The real lesson here is that doing refactoring gradually lets you deal with this kind of problems. If I tried to replace the whole thing at once I'd either had lost much functionality or would've been buried under a pile of broken code and had to reset all of it back.

Mocks and test generation

Tests in python3-openid are, to say the least, inconsistent. Applying mock objects, test discovery, data-driven test generation varies not only from module to module but from test to test. It looks like most of the (many) people who contributed test code didn't really tried to refactor it or even adhere to any particular style. Here's one particularly impressive change I made to a piece of testing code:

-            msg = 'Identity URL mismatch: actual = %r, expected = %r' % (
-                result.normalized_uri, expected.normalized_uri)
-            self.assertEqual(
-                expected.normalized_uri, result.normalized_uri, msg)
-
-            msg = 'Content mismatch: actual = %r, expected = %r' % (
-                result.response_text, expected.response_text)
-            self.assertEqual(
-                expected.response_text, result.response_text, msg)
-
-            expected_keys = dir(expected)
-            expected_keys.sort()
-            actual_keys = dir(result)
-            actual_keys.sort()
-            self.assertEqual(actual_keys, expected_keys)
-
-            for k in dir(expected):
-                if k.startswith('__') and k.endswith('__'):
-                    continue
-                exp_v = getattr(expected, k)
-                if isinstance(exp_v, types.MethodType):
-                    continue
-                act_v = getattr(result, k)
-                assert act_v == exp_v, (k, exp_v, act_v)
+            self.assertEqual(result.__dict__, expected.__dict__)

First two 4-line blocks of removed code do nothing more than testing equality of particular attributes of two objects that are later being compared attribute by attribute anyway. And that itself is done in a very elaborate manner.

The good thing is that I finally had a chance to learn about unittest.mock, particularly its versatile "patch" contraption (I can't really call it a "decorator", or a "function", or a "context manager" as it is in fact all of those things).
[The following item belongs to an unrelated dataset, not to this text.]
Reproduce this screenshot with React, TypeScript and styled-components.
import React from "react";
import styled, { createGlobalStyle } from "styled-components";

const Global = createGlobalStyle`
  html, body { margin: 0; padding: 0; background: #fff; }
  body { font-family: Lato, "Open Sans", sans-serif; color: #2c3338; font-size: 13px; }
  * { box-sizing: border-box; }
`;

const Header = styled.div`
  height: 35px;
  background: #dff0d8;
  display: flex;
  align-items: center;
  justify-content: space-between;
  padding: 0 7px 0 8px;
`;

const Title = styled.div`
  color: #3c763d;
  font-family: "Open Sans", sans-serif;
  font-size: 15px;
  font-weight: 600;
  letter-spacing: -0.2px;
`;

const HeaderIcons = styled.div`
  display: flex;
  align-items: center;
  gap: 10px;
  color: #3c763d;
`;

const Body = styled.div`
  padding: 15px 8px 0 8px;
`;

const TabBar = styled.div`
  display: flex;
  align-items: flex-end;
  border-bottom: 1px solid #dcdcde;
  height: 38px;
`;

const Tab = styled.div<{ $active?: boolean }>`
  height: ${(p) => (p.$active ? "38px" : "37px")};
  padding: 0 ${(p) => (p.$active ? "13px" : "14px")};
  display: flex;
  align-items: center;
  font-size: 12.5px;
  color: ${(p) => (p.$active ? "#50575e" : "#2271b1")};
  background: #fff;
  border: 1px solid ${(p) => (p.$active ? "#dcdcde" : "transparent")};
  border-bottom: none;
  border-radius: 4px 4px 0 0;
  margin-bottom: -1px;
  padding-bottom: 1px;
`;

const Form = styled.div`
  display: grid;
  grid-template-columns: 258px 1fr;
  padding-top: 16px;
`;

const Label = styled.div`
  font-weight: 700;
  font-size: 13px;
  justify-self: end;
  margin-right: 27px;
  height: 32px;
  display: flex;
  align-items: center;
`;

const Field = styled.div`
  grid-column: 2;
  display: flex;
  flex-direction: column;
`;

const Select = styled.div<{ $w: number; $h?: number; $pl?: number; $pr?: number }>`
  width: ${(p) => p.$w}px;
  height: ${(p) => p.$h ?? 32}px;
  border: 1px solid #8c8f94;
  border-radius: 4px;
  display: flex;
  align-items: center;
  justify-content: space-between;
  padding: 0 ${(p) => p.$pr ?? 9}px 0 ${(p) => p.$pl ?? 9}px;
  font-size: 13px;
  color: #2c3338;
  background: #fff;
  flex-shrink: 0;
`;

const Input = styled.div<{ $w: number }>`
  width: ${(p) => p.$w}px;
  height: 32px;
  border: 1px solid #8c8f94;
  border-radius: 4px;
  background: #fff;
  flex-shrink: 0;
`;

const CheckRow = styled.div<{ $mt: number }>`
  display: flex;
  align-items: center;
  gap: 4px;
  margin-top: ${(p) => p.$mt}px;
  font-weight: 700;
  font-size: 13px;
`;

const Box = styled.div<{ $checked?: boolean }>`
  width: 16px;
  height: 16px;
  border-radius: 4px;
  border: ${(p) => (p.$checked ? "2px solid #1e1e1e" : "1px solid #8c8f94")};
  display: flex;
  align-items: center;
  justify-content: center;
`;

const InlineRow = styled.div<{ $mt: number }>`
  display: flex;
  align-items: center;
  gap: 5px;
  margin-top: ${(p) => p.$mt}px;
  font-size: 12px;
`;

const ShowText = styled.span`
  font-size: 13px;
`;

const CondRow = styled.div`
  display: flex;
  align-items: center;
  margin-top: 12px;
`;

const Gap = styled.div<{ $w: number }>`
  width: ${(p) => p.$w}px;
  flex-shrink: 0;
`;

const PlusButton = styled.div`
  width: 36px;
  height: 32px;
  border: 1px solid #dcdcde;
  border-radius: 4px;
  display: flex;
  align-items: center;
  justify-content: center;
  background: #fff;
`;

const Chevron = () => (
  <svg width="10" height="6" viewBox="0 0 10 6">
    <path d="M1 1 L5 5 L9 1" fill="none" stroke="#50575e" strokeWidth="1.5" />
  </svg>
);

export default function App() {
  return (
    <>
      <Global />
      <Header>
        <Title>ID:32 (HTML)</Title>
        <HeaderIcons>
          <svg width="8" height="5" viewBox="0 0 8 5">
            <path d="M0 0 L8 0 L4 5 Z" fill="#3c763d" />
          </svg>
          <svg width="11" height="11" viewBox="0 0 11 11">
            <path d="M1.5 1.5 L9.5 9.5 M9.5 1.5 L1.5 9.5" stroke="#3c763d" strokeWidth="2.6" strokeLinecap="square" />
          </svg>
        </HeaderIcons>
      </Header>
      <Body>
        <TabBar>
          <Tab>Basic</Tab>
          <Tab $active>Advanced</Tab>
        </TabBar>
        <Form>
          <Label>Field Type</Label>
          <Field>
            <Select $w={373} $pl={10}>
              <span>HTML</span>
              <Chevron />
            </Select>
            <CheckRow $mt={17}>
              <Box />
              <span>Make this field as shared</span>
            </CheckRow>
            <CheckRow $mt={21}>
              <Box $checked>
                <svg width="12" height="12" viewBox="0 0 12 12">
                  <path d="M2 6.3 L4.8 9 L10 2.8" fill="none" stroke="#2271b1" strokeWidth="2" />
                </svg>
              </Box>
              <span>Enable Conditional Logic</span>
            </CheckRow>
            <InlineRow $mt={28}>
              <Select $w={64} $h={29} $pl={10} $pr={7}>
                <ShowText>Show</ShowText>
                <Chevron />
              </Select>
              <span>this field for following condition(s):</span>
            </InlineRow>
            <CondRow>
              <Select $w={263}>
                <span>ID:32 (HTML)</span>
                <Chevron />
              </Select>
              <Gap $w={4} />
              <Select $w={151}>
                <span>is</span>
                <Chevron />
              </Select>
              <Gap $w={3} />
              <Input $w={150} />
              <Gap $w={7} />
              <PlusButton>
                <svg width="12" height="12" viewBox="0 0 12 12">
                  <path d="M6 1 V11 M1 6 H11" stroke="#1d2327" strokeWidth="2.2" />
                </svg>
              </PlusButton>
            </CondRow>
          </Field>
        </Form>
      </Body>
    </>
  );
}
It allowed for some nice code reductions.

I also invented my own class decorator for generating separate test methods for every set of test data. I have a strong suspicion that this problem is also already solved by many people before me and there's a better or more canonical way to do it. Any pointers?

Further plans

Before all else, I plan to keep on simplifying tests as fixing them again and again is the main time sink right now. I hope this will speed up future refactoring of the actual code.

I'm about to drop the examples directory from the library (and its tests) as I don't see any real value in them. They are big elaborate pieces of code that contain logic from many domains and they don't really help in understanding how to use the library. I think they just encourage mindless copy-pasting assisted by "forum driven development". (Also, having the whole of Django as a testing dependency is plain crazy!)
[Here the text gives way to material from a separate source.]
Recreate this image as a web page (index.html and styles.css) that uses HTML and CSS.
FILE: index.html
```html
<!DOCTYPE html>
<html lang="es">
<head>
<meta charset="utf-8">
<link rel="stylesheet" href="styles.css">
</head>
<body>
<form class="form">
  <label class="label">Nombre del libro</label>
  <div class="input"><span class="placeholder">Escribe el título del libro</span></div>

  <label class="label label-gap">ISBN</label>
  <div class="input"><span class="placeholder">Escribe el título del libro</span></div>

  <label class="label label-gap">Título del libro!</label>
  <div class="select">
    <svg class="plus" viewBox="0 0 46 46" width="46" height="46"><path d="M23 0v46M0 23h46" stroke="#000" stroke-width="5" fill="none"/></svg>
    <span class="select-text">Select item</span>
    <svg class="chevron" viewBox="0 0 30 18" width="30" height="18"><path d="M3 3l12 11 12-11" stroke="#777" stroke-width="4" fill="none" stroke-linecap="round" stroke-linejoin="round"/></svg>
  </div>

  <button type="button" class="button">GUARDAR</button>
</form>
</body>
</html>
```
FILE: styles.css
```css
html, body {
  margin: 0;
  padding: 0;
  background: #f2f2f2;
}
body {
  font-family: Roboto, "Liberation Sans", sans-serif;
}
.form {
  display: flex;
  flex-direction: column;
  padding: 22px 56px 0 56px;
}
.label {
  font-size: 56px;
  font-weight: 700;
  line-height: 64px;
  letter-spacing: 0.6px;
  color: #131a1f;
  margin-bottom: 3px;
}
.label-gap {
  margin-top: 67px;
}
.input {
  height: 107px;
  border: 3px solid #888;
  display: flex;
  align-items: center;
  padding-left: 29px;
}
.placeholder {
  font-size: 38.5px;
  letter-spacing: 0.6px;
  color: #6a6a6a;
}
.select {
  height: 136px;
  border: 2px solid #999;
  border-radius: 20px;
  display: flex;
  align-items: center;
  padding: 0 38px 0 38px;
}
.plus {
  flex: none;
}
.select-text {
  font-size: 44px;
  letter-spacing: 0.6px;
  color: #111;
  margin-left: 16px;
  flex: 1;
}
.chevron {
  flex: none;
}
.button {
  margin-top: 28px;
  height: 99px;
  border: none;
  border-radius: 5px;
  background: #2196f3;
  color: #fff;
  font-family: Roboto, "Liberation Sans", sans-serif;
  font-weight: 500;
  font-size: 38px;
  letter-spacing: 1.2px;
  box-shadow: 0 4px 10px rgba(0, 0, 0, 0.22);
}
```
I'm also thinking about splitting the library into separate server and consumer and concentrating on the latter. Consumer is what most people need anyway and not having two different things in one library should result in a simpler API. What do you think?

Comments: 2

yuppy99.ya.ru

Description of refactoring process is rare genre. Impressive work.

About class decorator with set of data. pytest uses different approach to this problem with parametrizing functions: http://pytest.org/latest/parametrize.html#pytest-mark-parametrize-parametrizing-test-functions

I've also left some comments at GitHub.
Ivan Sagalaev

Thanks!

Looking at pytest parametrizing, I'd say it looks about the same with the obvious difference that it doesn't use classes which are a given in unittest. Thanks for the reference anyway.